In 2010, the Guild won the Adelaide Theatre Guide Curtain Call Award for Best Ensemble (Amateur) for its production of Influence.
In 2011, the Guild won two Adelaide Theatre Guide Curtain Call Awards for its production of A View from the Bridge, one for Best Show Drama (Amateur) and the other, Best Male Performance (Amateur), going to lead actor Nigel Tripodi for his role as 'Eddie Carbone'. In addition the production was nominated for a DramatiCAL Award from the Theatre Association of South Australia.
In 2012, the Guild again won two Adelaide Theatre Guide Curtain Call Awards, both relating its production of The Pillowman, namely Best Show Drama (Amateur) and the other Best Male Performance (Amateur) going to lead actor Bart Csorba for his role as 'Katurian'. In addition the Guild received a nomination for Best Show Drama (Amateur) for Antigone and Best Female Performance (Amateur) went to Amanda Shillabeer for her role as 'Lady Macbeth'. Michael Baldwin won an Adelaide Critics Circle Award for his portrayal of 'Creon' in the Guild's May production of Antigone.

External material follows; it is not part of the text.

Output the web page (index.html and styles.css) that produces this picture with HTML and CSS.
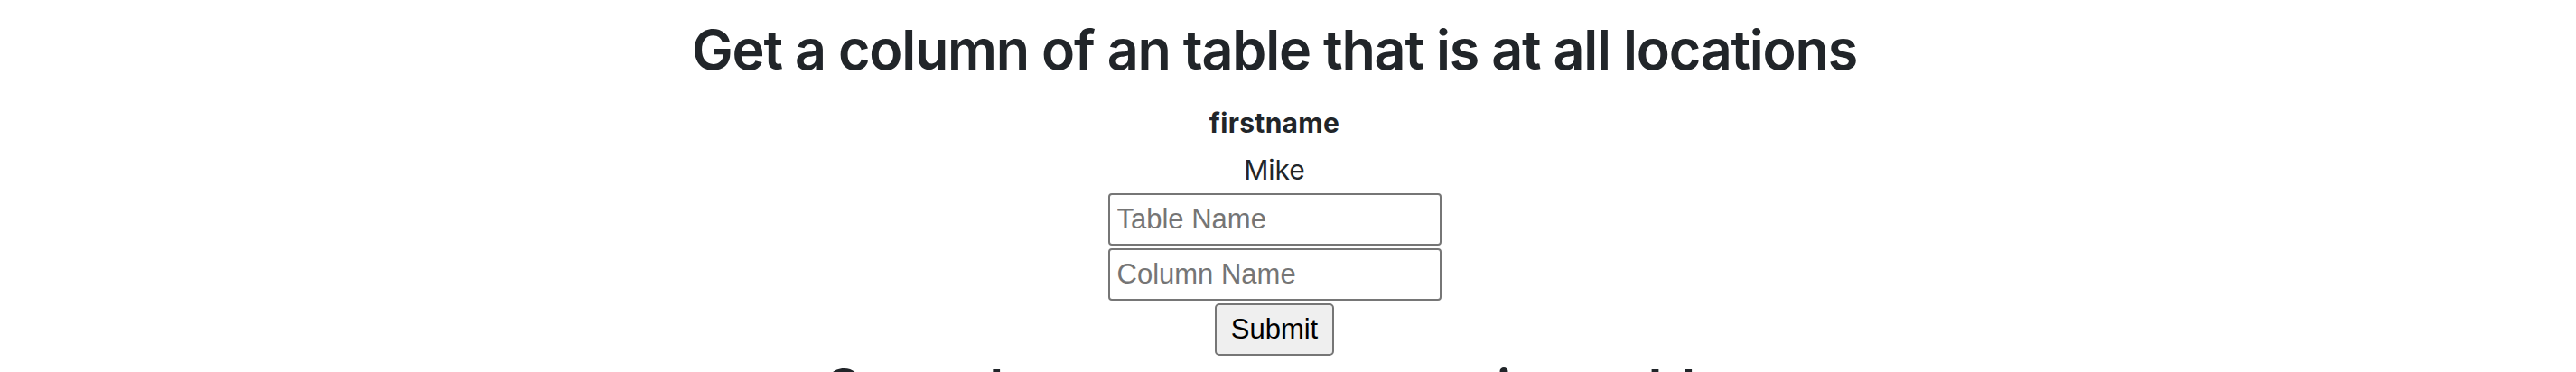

A comprehensive analysis of the Guild's first 60 years can be found in Kerrie Round's As Many Lives As A Cat? -The University of Adelaide Theatre Guild 1938-1998, published in 1999 and available from the Barr Smith Library.
"I will always be grateful to the University of Adelaide Theatre Guild for being my first true theatrical home. A home where I was encouraged to be an artist, to take risks and to make mistakes. For me the Guild was transformative - it gave me the courage and the conviction to dream bigger dreams."
Chris Drummond, Artistic Director, Brink Productions, quoted in As Many Lives As A Cat?